Arabs shock Europeans, refuse to condemn anti-Semitism
NEW YORK - Arab states at the United Nations are trying to foil a proposal to raise a vote condemning anti-Semitism in the General Assembly this September.
At a closed meeting held recently in New York, UN ambassadors from Arab and EU countries met and the Arabs made clear that they do not accept the initiative for the UN General Assembly to condemn anti-Semitism.
The blunt language used by the Arabs describing their opposition, and their plans to use diplomatic means to prevent the resolution from reaching a vote, shocked the Europeans, said a UN source.
According to UN sources, the Arab delegates were also critical of a UN seminar on anti-Semitism held last month.

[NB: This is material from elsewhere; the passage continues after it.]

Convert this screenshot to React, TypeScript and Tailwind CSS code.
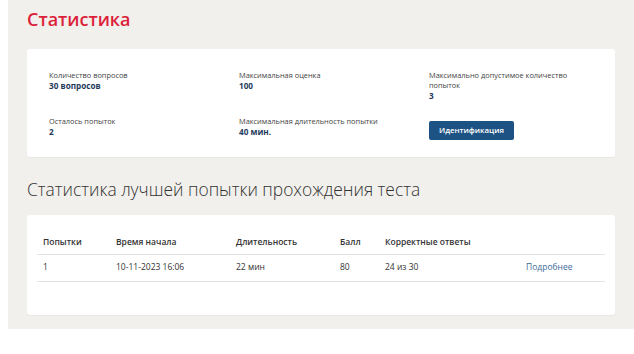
import React from "react";

const stats = [
  { label: "Количество вопросов", value: "30 вопросов" },
  { label: "Максимальная оценка", value: "100" },
  { label: "Максимально допустимое количество попыток", value: "3" },
];

const rows = [
  { attempt: "1", start: "10-11-2023 16:06", duration: "22 мин", score: "80", correct: "24 из 30" },
];

export default function App() {
  return (
    <div className="pl-[8px] bg-white" style={{ fontFamily: '"Open Sans", "Noto Sans", sans-serif' }}>
      <main className="bg-[#f2f0ec] px-[19px] pt-[5px] pb-[14px]">
        {/* Header */}
        <h1 className="text-[18px] leading-[28px] font-semibold text-[#dc1f3b]">Статистика</h1>

        {/* Summary card */}
        <section className="mt-[16px] w-[588px] h-[108px] bg-white rounded-[3px] pl-[22px] pt-[21px] shadow-[0_1px_1px_rgba(0,0,0,0.04)]">
          <div className="grid grid-cols-[190px_190px_150px]">
            {stats.map((s) => (
              <div key={s.label}>
                <p className="text-[7.4px] leading-[10px] text-[#444]">{s.label}</p>
                <p className="text-[8.2px] leading-[11px] font-bold text-[#1e3a5c]">{s.value}</p>
              </div>
            ))}
          </div>
          <div className="grid grid-cols-[190px_190px_150px] mt-[14px]">
            <div className="pt-[1px]">
              <p className="text-[7.4px] leading-[10px] text-[#444]">Осталось попыток</p>
              <p className="text-[8.2px] leading-[11px] font-bold text-[#1e3a5c]">2</p>
            </div>
            <div className="pt-[1px]">
              <p className="text-[7.4px] leading-[10px] text-[#444]">Максимальная длительность попытки</p>
              <p className="text-[8.2px] leading-[11px] font-bold text-[#1e3a5c]">40 мин.</p>
            </div>
            <div>
              <button className="w-[85px] h-[19px] rounded-[2px] bg-[#1c5384] text-white text-[7.8px] font-semibold">
                Идентификация
              </button>
            </div>
          </div>
        </section>

        {/* Best attempt */}
        <h2 className="mt-[20px] text-[17.4px] leading-[24px] font-light text-[#333]">
          Статистика лучшей попытки прохождения теста
        </h2>

        <section className="mt-[14px] w-[588px] h-[100px] bg-white rounded-[3px] px-[10px] pt-[16px] shadow-[0_1px_1px_rgba(0,0,0,0.04)]">
          <table className="w-full text-[8.5px] text-[#333] border-collapse">
            <thead>
              <tr className="h-[23px] border-b border-[#e3e3e3]">
                <th className="w-[73px] pl-[6px] text-left font-semibold">Попытки</th>
                <th className="w-[120px] pl-[6px] text-left font-semibold">Время начала</th>
                <th className="w-[104px] pl-[6px] text-left font-semibold">Длительность</th>
                <th className="w-[45px] pl-[6px] text-left font-semibold">Балл</th>
                <th className="w-[141px] pl-[6px] text-left font-semibold">Корректные ответы</th>
                <th></th>
              </tr>
            </thead>
            <tbody>
              {rows.map((r) => (
                <tr key={r.attempt} className="h-[27px] border-b border-[#e3e3e3]">
                  <td className="pl-[6px]">{r.attempt}</td>
                  <td className="pl-[6px]">{r.start}</td>
                  <td className="pl-[6px]">{r.duration}</td>
                  <td className="pl-[6px]">{r.score}</td>
                  <td className="pl-[6px]">{r.correct}</td>
                  <td className="pl-[6px] text-[#3b6a9a]">Подробнее</td>
                </tr>
              ))}
            </tbody>
          </table>
        </section>
      </main>
    </div>
  );
}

A senior Western diplomat said that among the Arabs who spoke with the Europeans was PLO observer Nasser al Kidwe, and he was particularly outspoken in his objections to a UN General Assembly resolution on anti-Semitism.
The source said Kidwe attacked the content of UN Secretary general Koffi Anan's speech to the seminar last month, particularly Annan's pride in the cancelation of the 1975 Zionism equals racism resolution. "The Europeans were depressed when they left the meeting," said the source.
Jordanian Ambassador to the UN Prince Ziad Hussein argued that the resolution would reinforce the tendency to call any criticism of Israel, anti-Semitic. Moroccan Ambassador Mohammed Banone, said that the seminar against anti-Semitism was a terrible idea and a decision would only divide the world body. Arab League Ambassador Mahamas Hani warned that a UN resolution condemning anti-Semitism would have a negative impact on the Middle East.
The proposed resolution would issue a general condemnation of all forms of anti-Semitism and acts of intolerance, incitement and harassment. The decision would also call on member countries to take steps to block anti-Semitism.
Major countries have already committed to voting in favor. Last year, an Israeli initiative for a similar resolution failed.